| WHAT IS EXPECTED |
Write out each line that follows exactly as it stands, without the pictures.

| GIVEN MATERIAL |
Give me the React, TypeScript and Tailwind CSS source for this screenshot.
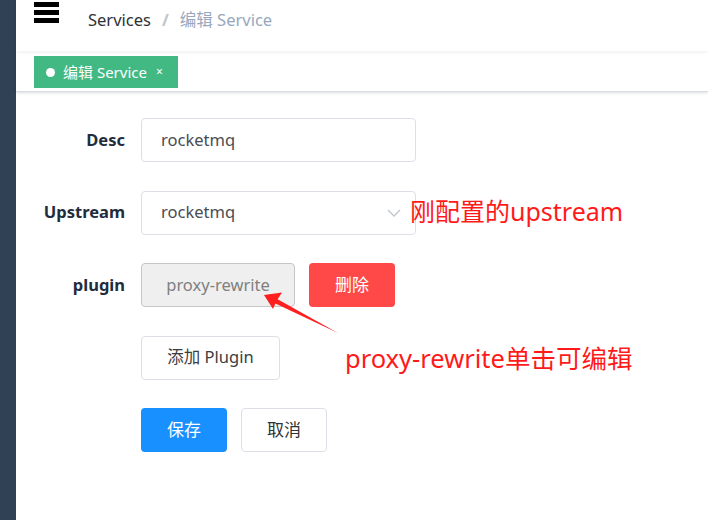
import React from "react";

const font = { fontFamily: '"Noto Sans", "Noto Sans CJK SC", sans-serif' };

export default function App() {
  return (
    <div
      className="relative flex h-[520px] w-[708px] overflow-hidden bg-white"
      style={font}
    >
      <div className="w-[16px] shrink-0 bg-[#304156]" />
      <div className="flex min-w-0 flex-1 flex-col">
        {/* navbar */}
        <div className="relative z-20 flex h-[51px] shrink-0 items-start bg-white shadow-[0_1px_4px_rgba(0,21,41,0.08)]">
          <div className="ml-[18px] mt-[2px] flex w-[25px] flex-col gap-[3px]">
            <div className="h-[5px] bg-black" />
            <div className="h-[5px] bg-black" />
            <div className="h-[5px] bg-black" />
          </div>
          <div className="ml-[29px] mt-[7px] flex items-center text-[16.5px] leading-[26px]">
            <span className="text-[#303133]">Services</span>
            <span className="mx-[11px] font-bold text-[#c0c4cc]">/</span>
            <span className="text-[#97a8be]">编辑 Service</span>
          </div>
        </div>
        {/* tags view */}
        <div className="relative z-10 flex h-[41px] shrink-0 items-start border-b border-[#d8dce5] bg-white shadow-[0_1px_3px_0_rgba(0,0,0,0.12),0_0_3px_0_rgba(0,0,0,0.04)]">
          <div className="ml-[18px] mt-[5px] flex h-[32px] w-[144px] items-center bg-[#42b983] pl-[12px] text-[15px] text-white">
            <span className="mr-[8px] h-[9px] w-[9px] rounded-full bg-white" />
            <span className="leading-none">编辑 Service</span>
            <span className="ml-[9px] text-[12px] leading-none">×</span>
          </div>
        </div>
        {/* form */}
        <div className="flex flex-col gap-[28.5px] pt-[26px] text-[16.5px]">
          <div className="flex h-[44px] items-center">
            <div className="w-[109px] text-right font-bold text-[#1f2d3d]">Desc</div>
            <div className="ml-[16px] flex h-[44px] w-[275px] items-center rounded-[4px] border border-[#dcdfe6] pl-[19px] text-[#494c52]">
              rocketmq
            </div>
          </div>
          <div className="flex h-[44px] items-center">
            <div className="w-[109px] text-right font-bold text-[#1f2d3d]">Upstream</div>
            <div className="ml-[16px] flex h-[44px] w-[275px] items-center justify-between rounded-[4px] border border-[#dcdfe6] pl-[19px] pr-[14px] text-[#494c52]">
              <span>rocketmq</span>
              <svg width="14" height="8" viewBox="0 0 14 8" fill="none">
                <path d="M1 1l6 6 6-6" stroke="#c0c4cc" strokeWidth="1.3" />
              </svg>
            </div>
          </div>
          <div className="flex h-[44px] items-center">
            <div className="w-[109px] text-right font-bold text-[#1f2d3d]">plugin</div>
            <div className="ml-[16px] flex h-[44px] w-[154px] items-center justify-center rounded-[4px] border border-[#c6c6c6] bg-[#efefef] text-[#808080]">
              proxy-rewrite
            </div>
            <div className="ml-[14px] flex h-[44px] w-[86px] items-center justify-center rounded-[4px] bg-[#ff4949] text-[17px] text-white">
              删除
            </div>
          </div>
          <div className="flex h-[44px] items-center">
            <div className="w-[109px]" />
            <div className="ml-[16px] flex h-[44px] w-[139px] items-center justify-center rounded-[4px] border border-[#dcdfe6] text-[#3a3d42]">
              添加 Plugin
            </div>
          </div>
          <div className="flex h-[44px] items-center">
            <div className="w-[109px]" />
            <div className="ml-[16px] flex h-[44px] w-[86px] items-center justify-center rounded-[4px] bg-[#1890ff] text-[17px] text-white">
              保存
            </div>
            <div className="ml-[14px] flex h-[44px] w-[86px] items-center justify-center rounded-[4px] border border-[#dcdfe6] text-[17px] text-[#303133]">
              取消
            </div>
          </div>
        </div>
      </div>

      {/* annotations */}
      <div className="absolute left-[410px] top-[194px] text-[25px] leading-[34px] text-[#ff1a1a]">
        刚配置的upstream
      </div>
      <div className="absolute left-[345px] top-[340px] text-[25.5px] leading-[36px] text-[#ff1a1a]">
        proxy-rewrite单击可编辑
      </div>
      <svg
        className="absolute left-[260px] top-[285px]"
        width="85"
        height="55"
        viewBox="0 0 85 55"
      >
        <polygon
          points="4,10 22,7.5 17.6,14.2 78,48 15.4,18.6 13,24"
          fill="#ff1f1f"
        />
      </svg>
    </div>
  );
}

| SOLUTION TO THIS PROBLEM |
Give me the React, TypeScript and Tailwind CSS source for this screenshot.
import React from "react";

const font = { fontFamily: '"Noto Sans", "Noto Sans CJK SC", sans-serif' };

export default function App() {
  return (
    <div
      className="relative flex h-[520px] w-[708px] overflow-hidden bg-white"
      style={font}
    >
      <div className="w-[16px] shrink-0 bg-[#304156]" />
      <div className="flex min-w-0 flex-1 flex-col">
        {/* navbar */}
        <div className="relative z-20 flex h-[51px] shrink-0 items-start bg-white shadow-[0_1px_4px_rgba(0,21,41,0.08)]">
          <div className="ml-[18px] mt-[2px] flex w-[25px] flex-col gap-[3px]">
            <div className="h-[5px] bg-black" />
            <div className="h-[5px] bg-black" />
            <div className="h-[5px] bg-black" />
          </div>
          <div className="ml-[29px] mt-[7px] flex items-center text-[16.5px] leading-[26px]">
            <span className="text-[#303133]">Services</span>
            <span className="mx-[11px] font-bold text-[#c0c4cc]">/</span>
            <span className="text-[#97a8be]">编辑 Service</span>
          </div>
        </div>
        {/* tags view */}
        <div className="relative z-10 flex h-[41px] shrink-0 items-start border-b border-[#d8dce5] bg-white shadow-[0_1px_3px_0_rgba(0,0,0,0.12),0_0_3px_0_rgba(0,0,0,0.04)]">
          <div className="ml-[18px] mt-[5px] flex h-[32px] w-[144px] items-center bg-[#42b983] pl-[12px] text-[15px] text-white">
            <span className="mr-[8px] h-[9px] w-[9px] rounded-full bg-white" />
            <span className="leading-none">编辑 Service</span>
            <span className="ml-[9px] text-[12px] leading-none">×</span>
          </div>
        </div>
        {/* form */}
        <div className="flex flex-col gap-[28.5px] pt-[26px] text-[16.5px]">
          <div className="flex h-[44px] items-center">
            <div className="w-[109px] text-right font-bold text-[#1f2d3d]">Desc</div>
            <div className="ml-[16px] flex h-[44px] w-[275px] items-center rounded-[4px] border border-[#dcdfe6] pl-[19px] text-[#494c52]">
              rocketmq
            </div>
          </div>
          <div className="flex h-[44px] items-center">
            <div className="w-[109px] text-right font-bold text-[#1f2d3d]">Upstream</div>
            <div className="ml-[16px] flex h-[44px] w-[275px] items-center justify-between rounded-[4px] border border-[#dcdfe6] pl-[19px] pr-[14px] text-[#494c52]">
              <span>rocketmq</span>
              <svg width="14" height="8" viewBox="0 0 14 8" fill="none">
                <path d="M1 1l6 6 6-6" stroke="#c0c4cc" strokeWidth="1.3" />
              </svg>
            </div>
          </div>
          <div className="flex h-[44px] items-center">
            <div className="w-[109px] text-right font-bold text-[#1f2d3d]">plugin</div>
            <div className="ml-[16px] flex h-[44px] w-[154px] items-center justify-center rounded-[4px] border border-[#c6c6c6] bg-[#efefef] text-[#808080]">
              proxy-rewrite
            </div>
            <div className="ml-[14px] flex h-[44px] w-[86px] items-center justify-center rounded-[4px] bg-[#ff4949] text-[17px] text-white">
              删除
            </div>
          </div>
          <div className="flex h-[44px] items-center">
            <div className="w-[109px]" />
            <div className="ml-[16px] flex h-[44px] w-[139px] items-center justify-center rounded-[4px] border border-[#dcdfe6] text-[#3a3d42]">
              添加 Plugin
            </div>
          </div>
          <div className="flex h-[44px] items-center">
            <div className="w-[109px]" />
            <div className="ml-[16px] flex h-[44px] w-[86px] items-center justify-center rounded-[4px] bg-[#1890ff] text-[17px] text-white">
              保存
            </div>
            <div className="ml-[14px] flex h-[44px] w-[86px] items-center justify-center rounded-[4px] border border-[#dcdfe6] text-[17px] text-[#303133]">
              取消
            </div>
          </div>
        </div>
      </div>

      {/* annotations */}
      <div className="absolute left-[410px] top-[194px] text-[25px] leading-[34px] text-[#ff1a1a]">
        刚配置的upstream
      </div>
      <div className="absolute left-[345px] top-[340px] text-[25.5px] leading-[36px] text-[#ff1a1a]">
        proxy-rewrite单击可编辑
      </div>
      <svg
        className="absolute left-[260px] top-[285px]"
        width="85"
        height="55"
        viewBox="0 0 85 55"
      >
        <polygon
          points="4,10 22,7.5 17.6,14.2 78,48 15.4,18.6 13,24"
          fill="#ff1f1f"
        />
      </svg>
    </div>
  );
}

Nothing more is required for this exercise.